The law that addresses these issues - the Public Procurement Bill of 2012 - has not yet been passed by Parliament. The enforcement of existing law is also abysmal - conviction in offences relating to cheating and fraud under the Indian Penal Code is about 25 per cent for 2012. The new government would do well to address this issue with out-of-the-box thinking rather than enacting more laws and creating enforcement agencies.
In India, important sectors such as railways, defence, health and telecommunications allocate a substantial portion of their budget to public procurement contracts. Estimates of public procurement in India vary between 20 and 30 per cent of gross domestic product and are as significant as approximately half the total budget in certain ministries. This makes the need for integrity in public procurement not merely an ethical requirement, but an economic and social one too.
Public procurement contracts have acquired considerable notoriety, bleeding the exchequer through rigged bids, inflated bills and forged documents. An important challenge in public procurement contracts is crony capitalism and collusion within a company - unknown to shareholders and directors, certain key employees are capable of engaging in illegal activities, causing irreparable harm to the company. Strangely, Section 47 of the Public Procurement Bill prosecutes the person in charge of and responsible for the conduct of the business of the company, including directors and senior officers, and not the person who has actually committed the offence.
Although there are multiple agencies such as the Central Vigilance Commission, the Comptroller and Auditor General and Central Bureau of Investigation to examine such contracts, the final act is played out by the time these agencies are involved. The existing law, Prevention of Corruption Act, 1988, addresses only demand-side corruption and has failed to secure satisfactory results.
In the absence of a law on public procurement, government departments and state-owned enterprises (SOEs) have prepared their own regulations to deal with corrupt practices in connection with procurement. The General Financial Rules (GFRs) developed by the ministry of finance establish principles and procedures for government procurement. All government purchases must follow the principles outlined in the GFRs. GFR and the regulations formulated by government departments and SOEs include powers to make inquiries and blacklisting suppliers. Although the Supreme Court of India has balanced the rights of suppliers with the power to blacklist by SOEs in its rulings, there is no deterrent effect either from the law or the power to blacklist.
In 2005, recognising the importance of anti-corruption measures in public procurement, the United Nations Convention against Corruption (UNCAC) was signed by over 13 nations and it came into effect on December 14, 2005. By April 2014, 140 countries had signed on. Under Article 9 of the UNCAC, each contracting state is obligated to take steps to establish systems of public procurement based on transparency and objective criteria to weed out corruption. India became party to the UNCAC in May 2011 and, as part of its obligation, introduced the Public Procurement Bill in Parliament.

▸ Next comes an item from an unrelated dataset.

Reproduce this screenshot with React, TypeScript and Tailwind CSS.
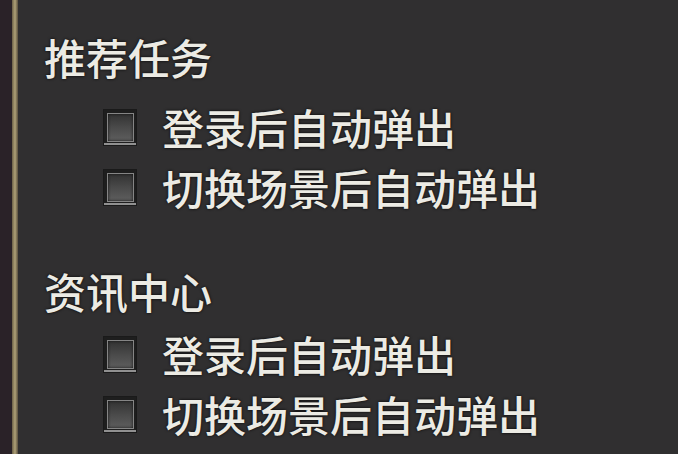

The Bill seeks to regulate and ensure transparency in public procurement and also addresses supply-side corrupt practices. Although the Bill proposes to tackle crucial elements of corruption, there are certain flaws in it. For instance, it exempts procurements for disaster management, for security or strategic purposes, and those below Rs 50 lakh. The central government can also exempt, in public interest, any procurements or procuring entities from any of the provisions of the Bill. These exceptions defeat the object of the Bill.
Given that corrupt practices are driven by greed, a purely legal solution will be inadequate to address the problem. An economic solution is required that can alter the behaviour of individuals. Unfortunately, the law has failed to address the issue of deterrence - criminals are emboldened due to poor enforcement. Criminal behaviour has shown that people with illegal motives are not dissuaded solely by laws - the threat of incarceration is required to serve as a deterrent.
One possible solution to transparency and accountability in allocating public resources and defence contracts is to include an internal industry-based fact-finding body that is qualified and competent to ascertain allegations of corrupt practices being indulged in by a company. A reward system that incentivises competitors to share information of corrupt practices can also be used to effectively regulate illicit transactions. The deterrent effect of a corruption law is imperative. Public officials responsible for such bids should be made personally liable along with the ministers and illegal gains from such contracts should be confiscated. Additionally, proceeds from corrupt practices - in whatever form - should be seized.
The inherent flaw of anti-corrupt laws is that they enforce the law and cannot regulate economic behaviour. The government would do well to engage with chambers of commerce and seek private enforcement of strict standards of transparency and accountability rather than drag its feet over allegations of corruption.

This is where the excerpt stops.